Essa é também minha primeira história longa que se passa no nordeste. Mesmo entre as curtas, agora de cabeça eu só me lembro de uma história de quatro páginas que escrevi para o Capitão Rapadura. Depois de contar uma história numa favela e de um faroeste com protagonistas femininas, esse deveria ser o meu trabalho mais fácil, por ser um tema mais próximo da minha vivência. Mas não foi bem assim. Na primeira versão da história que mandei para a Draco, o meu editor Raphael Fernandes estranhou a falta de expressões e gírias nordestinas. Eu até tentei nessa primeira versão, juro. Mas provavelmente por todo esse tempo da minha vida absorvendo quadrinhos (e outras coisas) vindas ou de outros países ou do eixo Sul-Sudeste, tudo que eu fazia parecia extremamente fake artificial. Mas nada que uma imersão em obras nordestinas não resolvesse. E aí apareceu a literatura de cordel.

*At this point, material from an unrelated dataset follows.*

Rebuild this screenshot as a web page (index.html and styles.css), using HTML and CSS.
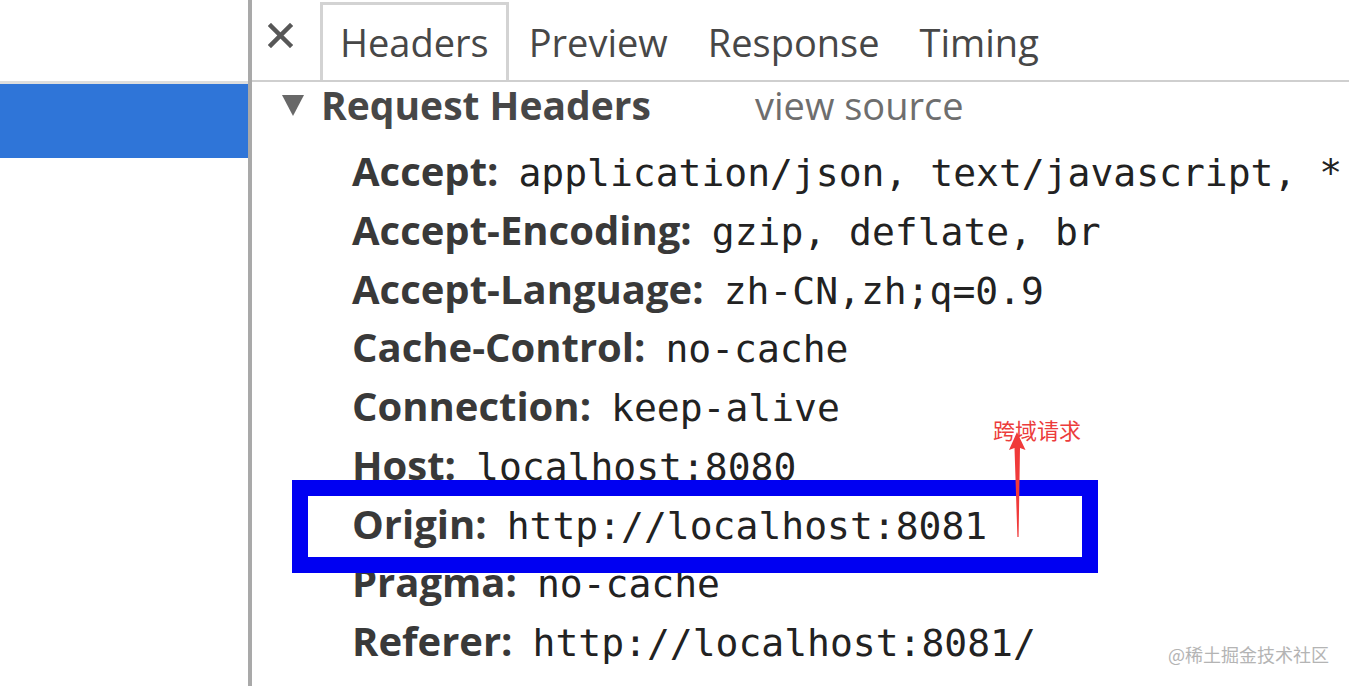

Imerso nessas publicaçõezinhas, parecia (e acho que é mesmo) uma ótima ideia usar cordel na HQ. E eu decidi: a narração será em cordel, rimadinho e quase independente da HQ, mesmo que integrada a ela. Pô, no meio da HQ eu já tinha me arrependido dessa ideia, mas vá lá, a ideia parecia (parecia não, era mesmo!) muito boa. E me orgulho muito de ter virado cordelista por um ano. Penso, inclusive, em fazer mais isso. Veremos.

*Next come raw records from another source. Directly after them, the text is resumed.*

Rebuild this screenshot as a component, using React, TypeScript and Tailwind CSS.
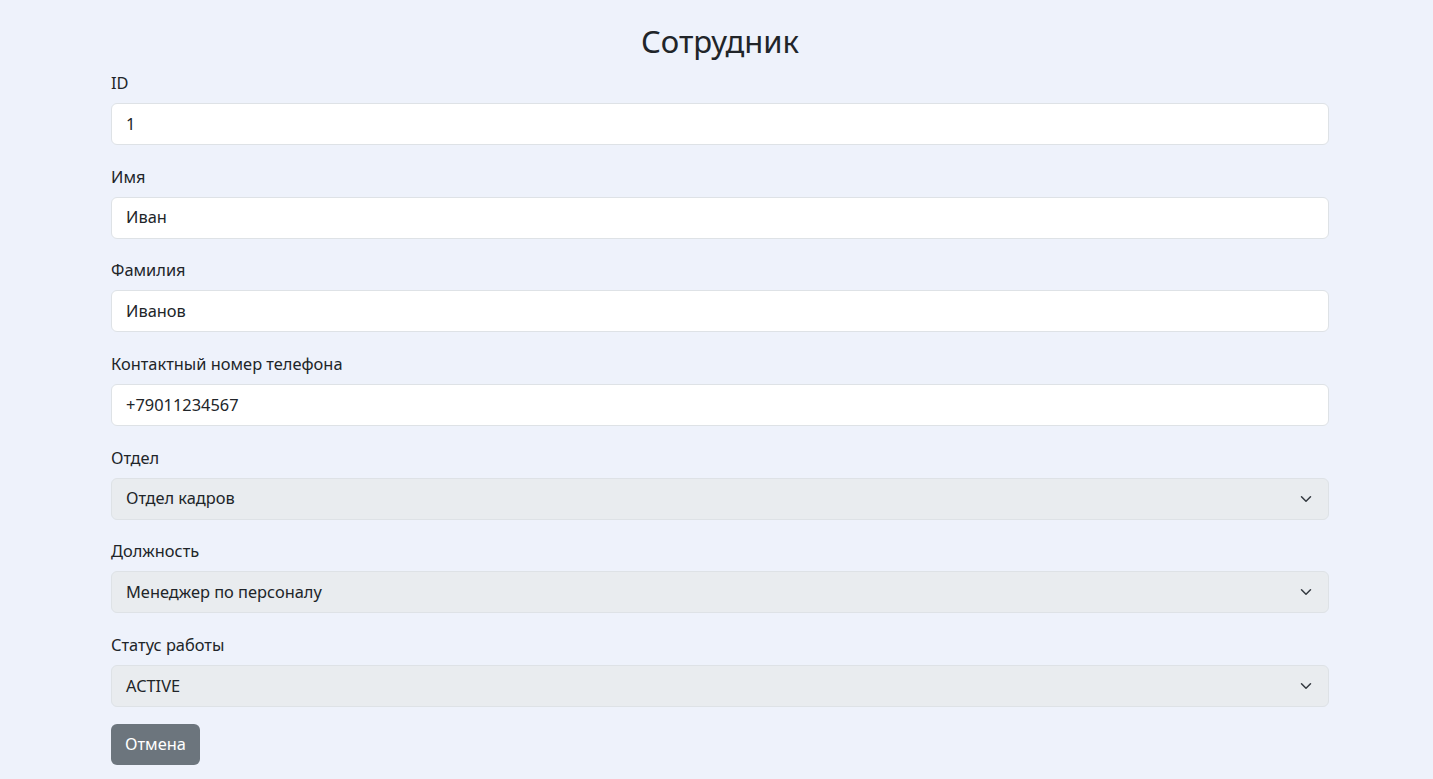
const fields = [
  { label: "ID", value: "1" },
  { label: "Имя", value: "Иван" },
  { label: "Фамилия", value: "Иванов" },
  { label: "Контактный номер телефона", value: "+79011234567" },
];

const selects = [
  { label: "Отдел", value: "Отдел кадров" },
  { label: "Должность", value: "Менеджер по персоналу" },
  { label: "Статус работы", value: "ACTIVE" },
];

function Chevron() {
  return (
    <svg width="16" height="12" viewBox="0 0 16 16" fill="none" className="absolute right-[14px] top-1/2 -translate-y-1/2">
      <path d="m2 5 6 6 6-6" stroke="#343a40" strokeWidth="2" strokeLinecap="round" strokeLinejoin="round" />
    </svg>
  );
}

export default function App() {
  return (
    <div
      className="min-h-screen bg-[#eef2fb] text-[#212529]"
      style={{ fontFamily: '"Noto Sans", "Open Sans", sans-serif' }}
    >
      <div className="ml-[111px] w-[1218px] pt-[22px]">
        <h2 className="text-center text-[31px] leading-[38px] mb-[11px]">Сотрудник</h2>

        {fields.map((f) => (
          <div key={f.label} className="mb-[19.7px]">
            <label className="block text-[16.4px] leading-[24px] mb-[8px]">{f.label}</label>
            <div className="h-[42px] flex items-center px-[14px] bg-white border border-[#dee2e6] rounded-[6px] text-[16.4px]">
              {f.value}
            </div>
          </div>
        ))}

        {selects.map((s) => (
          <div key={s.label} className="mb-[19.7px]">
            <label className="block text-[16.4px] leading-[24px] mb-[8px]">{s.label}</label>
            <div className="relative h-[42px] flex items-center px-[14px] bg-[#e9ecef] border border-[#dee2e6] rounded-[6px] text-[16.4px]">
              {s.value}
              <Chevron />
            </div>
          </div>
        ))}

        <button className="-mt-[3px] h-[41px] px-[14px] bg-[#6c757d] text-white text-[16.4px] rounded-[6px]">
          Отмена
        </button>
      </div>
    </div>
  );
}
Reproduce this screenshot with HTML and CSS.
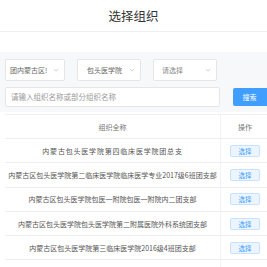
FILE: index.html
```html
<!DOCTYPE html>
<html lang="zh-CN">
<head>
<meta charset="utf-8">
<title>选择组织</title>
<link rel="stylesheet" href="styles.css">
</head>
<body>
<div class="page">
  <div class="header">选择组织</div>
  <div class="filters">
    <div class="select-row">
      <div class="select s1"><span>团内蒙古区!</span><svg class="chev" viewBox="0 0 8 5"><path d="M1 1l3 3 3-3"/></svg></div>
      <div class="select s2"><span>包头医学院</span><svg class="chev" viewBox="0 0 8 5"><path d="M1 1l3 3 3-3"/></svg></div>
      <div class="select s3"><span class="ph">请选择</span><svg class="chev" viewBox="0 0 8 5"><path d="M1 1l3 3 3-3"/></svg></div>
    </div>
    <div class="search-row">
      <div class="input">请输入组织名称或部分组织名称</div>
      <div class="btn-search">搜索</div>
    </div>
  </div>
  <div class="table">
    <div class="tr th">
      <div class="c1">组织全称</div>
      <div class="c2">操作</div>
    </div>
    <div class="tr">
      <div class="c1 wide">内蒙古包头医学院第四临床医学院团总支</div>
      <div class="c2"><span class="btn-pick">选择</span></div>
    </div>
    <div class="tr">
      <div class="c1">内蒙古区包头医学院第二临床医学院临床医学专业2017级6班团支部</div>
      <div class="c2"><span class="btn-pick">选择</span></div>
    </div>
    <div class="tr">
      <div class="c1">内蒙古区包头医学院包医一附院包医一附院内二团支部</div>
      <div class="c2"><span class="btn-pick">选择</span></div>
    </div>
    <div class="tr">
      <div class="c1">内蒙古区包头医学院包头医学院第二附属医院外科系统团支部</div>
      <div class="c2"><span class="btn-pick">选择</span></div>
    </div>
    <div class="tr">
      <div class="c1">内蒙古区包头医学院第三临床医学院2016级4班团支部</div>
      <div class="c2"><span class="btn-pick">选择</span></div>
    </div>
    <div class="tr empty">
      <div class="c1"></div>
      <div class="c2"></div>
    </div>
  </div>
</div>
</body>
</html>
```

FILE: styles.css
```css
html, body {
  margin: 0;
  padding: 0;
  background: #fff;
}
body {
  width: 267px;
  height: 267px;
  overflow: hidden;
  font-family: "Noto Sans CJK SC", "Noto Sans", sans-serif;
  color: #555;
}
.page {
  width: 272px;
}
.header {
  width: 267px;
  height: 31px;
  line-height: 31px;
  text-align: center;
  font-size: 12.5px;
  color: #333;
  border-bottom: 1px solid #f0f0f0;
}
.filters {
  margin-top: 20px;
  background: #f7f8fa;
  padding: 7px 0 5px 5px;
}
.select-row {
  display: flex;
  gap: 12px;
}
.select {
  height: 22px;
  box-sizing: border-box;
  background: #fff;
  border: 1px solid #e6e6e6;
  border-radius: 2px;
  display: flex;
  align-items: center;
  justify-content: space-between;
  padding: 0 5px 0 4px;
  font-size: 7px;
  color: #666;
}
.s1 { width: 60px; }
.s2 { width: 64px; padding-left: 9px; }
.s3 { width: 64px; padding-left: 8px; }
.ph { color: #888; }
.chev {
  width: 6px;
  height: 4px;
  fill: none;
  stroke: #c0c4cc;
  stroke-width: 1;
}
.search-row {
  display: flex;
  gap: 13px;
  margin-top: 6px;
  align-items: flex-start;
}
.input {
  width: 218px;
  height: 20px;
  box-sizing: border-box;
  background: #fff;
  border: 1px solid #e6e6e6;
  border-radius: 2px;
  font-size: 7.5px;
  line-height: 18px;
  padding-left: 5px;
  color: #9a9a9a;
}
.btn-search {
  width: 40px;
  height: 18px;
  line-height: 18px;
  margin-top: 1px;
  background: #409eff;
  color: #fff;
  border-radius: 2px;
  font-size: 7px;
  padding-left: 10px;
  box-sizing: border-box;
}
.table {
  margin-left: 5px;
  margin-top: 2px;
  border-top: 1px solid #f0f0f0;
}
.tr {
  display: flex;
  height: 24.3px;
  border-bottom: 1px solid #ebeef5;
  box-sizing: border-box;
  font-size: 7px;
}
.th {
  height: 24px;
}
.c1 {
  width: 215px;
  display: flex;
  align-items: center;
  justify-content: center;
  white-space: nowrap;
  border-right: 1px solid #f2f2f2;
}
.wide {
  letter-spacing: 0.8px;
}
.c2 {
  width: 48px;
  display: flex;
  align-items: center;
  justify-content: center;
}
.th .c1, .th .c2 {
  color: #777;
}
.btn-pick {
  width: 30px;
  height: 12px;
  box-sizing: border-box;
  display: flex;
  align-items: center;
  justify-content: center;
  background: #ecf5ff;
  border: 1px solid #c6e2ff;
  border-radius: 2px;
  color: #409eff;
  font-size: 6.5px;
}
```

Duas figuras nordestinas são fortes influências para este trabalho: Chico Science e Patativa do Assaré. O primeiro veio de uma provocação do Raphael Fernandes: “escuta Nação Zumbi, vai ajudar nos diálogos”. Na real, não tinha como Nação Zumbi ajudar TANTO assim com os diálogos. Eles são de Recife e, ainda que haja muitas similaridades, cearenses e pernambucanos têm jeitos de falar bem diferentes. Mas aí lá fui eu revisitar o álbum “Da lama ao caos” e… BUM! Eu nem sabia, mas estava fazendo quase uma adaptação para quadrinhos do álbum. Toda a verve política que eu procurava tinha sido escrita pelo Chico no álbum em 1994, especialmente nas músicas Monólogo ao pé do ouvido, Banditismo por uma questão de classe, Rios, pontes e overdrives (overdrive de novo!) e Da lama ao caos. Sobrou pra minha esposa e filhas ouvir durante seis meses Nação Zumbi quase 24 horas por dia…
E sobre o segundo… Eu não sei quantos que estão lendo esse texto conhecem o Patativa. Nascido em 1909, em Assaré, cidade com pouco mais de 20.000 habitantes do sul do Ceará, o cara foi provavelmente um dos maiores poetas populares do estado. Eu conhecia bem superficialmente sua história. Cego de um olho e com uma alfabetização irregular, Patativa criava e declamava suas poesias (normalmente na métrica do cordel) de cabeça. O que eu não conhecia sobre Patativa era o seu lado político e ativista, bem visível em pedradas como Reforma agrária é assim…. Sério, procurem pelo trabalho dele, especialmente declamado de sua própria voz. E o documentário sobre ele do Rosemberg Cariry é ótimo.
Na verdade toda a cultura popular nordestina merece ser visitada constantemente. Se Cangaço Overdrive serviu pra que eu percebesse isso, espero que sirva para vocês também.